Start

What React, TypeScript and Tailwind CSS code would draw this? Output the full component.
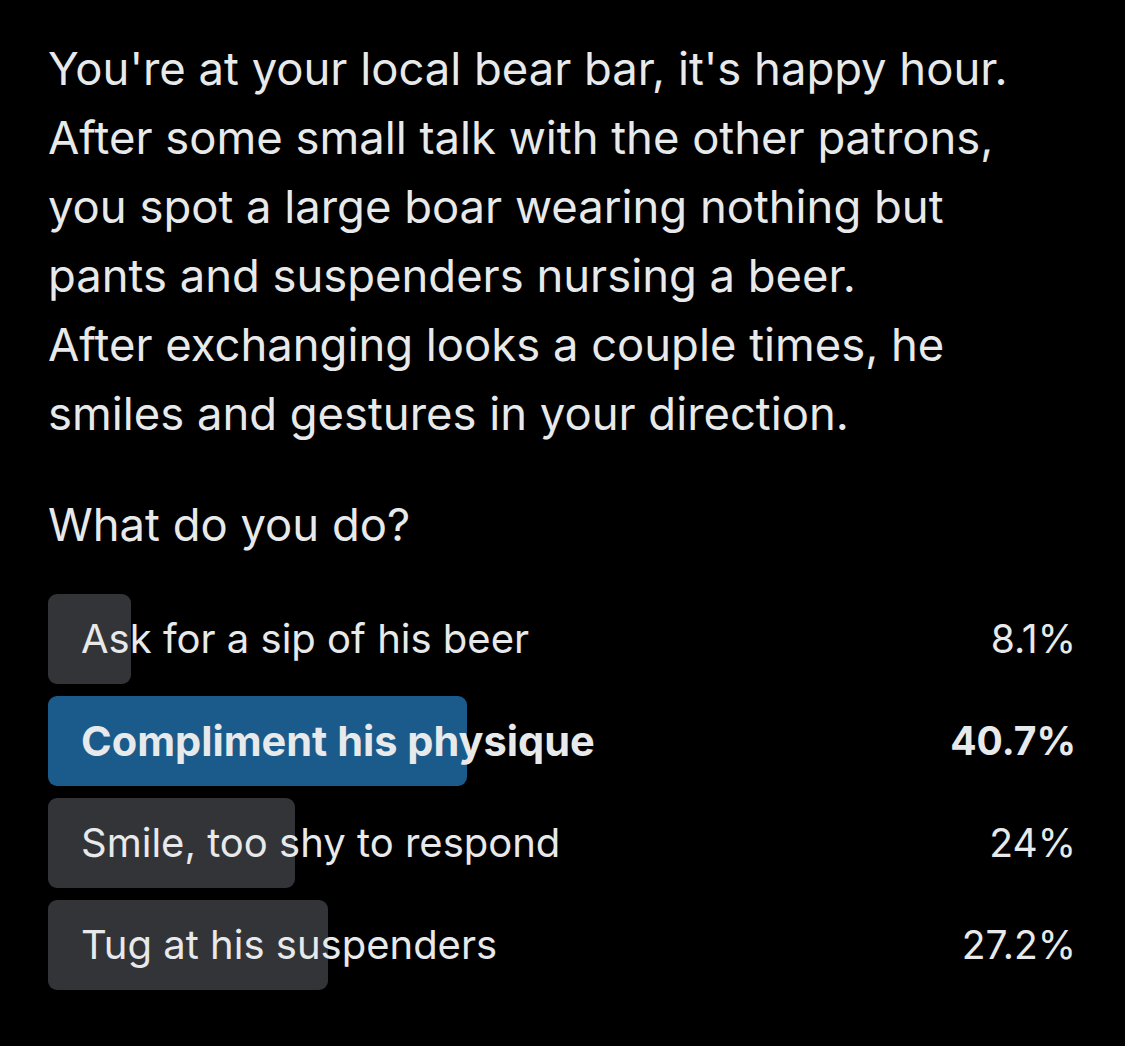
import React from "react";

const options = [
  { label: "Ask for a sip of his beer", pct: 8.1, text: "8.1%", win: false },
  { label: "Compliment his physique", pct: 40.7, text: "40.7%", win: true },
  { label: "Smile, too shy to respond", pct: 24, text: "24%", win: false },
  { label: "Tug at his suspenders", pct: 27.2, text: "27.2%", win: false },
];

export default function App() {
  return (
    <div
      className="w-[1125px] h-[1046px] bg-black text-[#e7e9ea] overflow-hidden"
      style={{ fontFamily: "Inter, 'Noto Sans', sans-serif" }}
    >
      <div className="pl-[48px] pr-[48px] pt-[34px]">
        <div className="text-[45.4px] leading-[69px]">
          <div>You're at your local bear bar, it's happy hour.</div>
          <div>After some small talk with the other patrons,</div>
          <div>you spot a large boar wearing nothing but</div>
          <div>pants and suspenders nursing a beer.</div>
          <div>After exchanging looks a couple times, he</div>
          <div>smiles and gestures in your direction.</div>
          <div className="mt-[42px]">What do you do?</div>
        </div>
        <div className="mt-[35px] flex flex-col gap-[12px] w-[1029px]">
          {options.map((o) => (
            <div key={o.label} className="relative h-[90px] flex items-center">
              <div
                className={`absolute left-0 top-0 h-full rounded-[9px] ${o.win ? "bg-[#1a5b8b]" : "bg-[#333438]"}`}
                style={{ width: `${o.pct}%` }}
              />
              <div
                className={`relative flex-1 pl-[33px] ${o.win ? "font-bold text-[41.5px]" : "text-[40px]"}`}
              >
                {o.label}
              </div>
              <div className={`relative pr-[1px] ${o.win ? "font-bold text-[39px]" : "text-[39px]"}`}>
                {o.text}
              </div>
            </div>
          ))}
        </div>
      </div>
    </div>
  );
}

End

• Task prompt:
Omit the pictures and reproduce the listing exactly.

• Full response:
What React, TypeScript and Tailwind CSS code would draw this? Output the full component.
import React from "react";

const options = [
  { label: "Ask for a sip of his beer", pct: 8.1, text: "8.1%", win: false },
  { label: "Compliment his physique", pct: 40.7, text: "40.7%", win: true },
  { label: "Smile, too shy to respond", pct: 24, text: "24%", win: false },
  { label: "Tug at his suspenders", pct: 27.2, text: "27.2%", win: false },
];

export default function App() {
  return (
    <div
      className="w-[1125px] h-[1046px] bg-black text-[#e7e9ea] overflow-hidden"
      style={{ fontFamily: "Inter, 'Noto Sans', sans-serif" }}
    >
      <div className="pl-[48px] pr-[48px] pt-[34px]">
        <div className="text-[45.4px] leading-[69px]">
          <div>You're at your local bear bar, it's happy hour.</div>
          <div>After some small talk with the other patrons,</div>
          <div>you spot a large boar wearing nothing but</div>
          <div>pants and suspenders nursing a beer.</div>
          <div>After exchanging looks a couple times, he</div>
          <div>smiles and gestures in your direction.</div>
          <div className="mt-[42px]">What do you do?</div>
        </div>
        <div className="mt-[35px] flex flex-col gap-[12px] w-[1029px]">
          {options.map((o) => (
            <div key={o.label} className="relative h-[90px] flex items-center">
              <div
                className={`absolute left-0 top-0 h-full rounded-[9px] ${o.win ? "bg-[#1a5b8b]" : "bg-[#333438]"}`}
                style={{ width: `${o.pct}%` }}
              />
              <div
                className={`relative flex-1 pl-[33px] ${o.win ? "font-bold text-[41.5px]" : "text-[40px]"}`}
              >
                {o.label}
              </div>
              <div className={`relative pr-[1px] ${o.win ? "font-bold text-[39px]" : "text-[39px]"}`}>
                {o.text}
              </div>
            </div>
          ))}
        </div>
      </div>
    </div>
  );
}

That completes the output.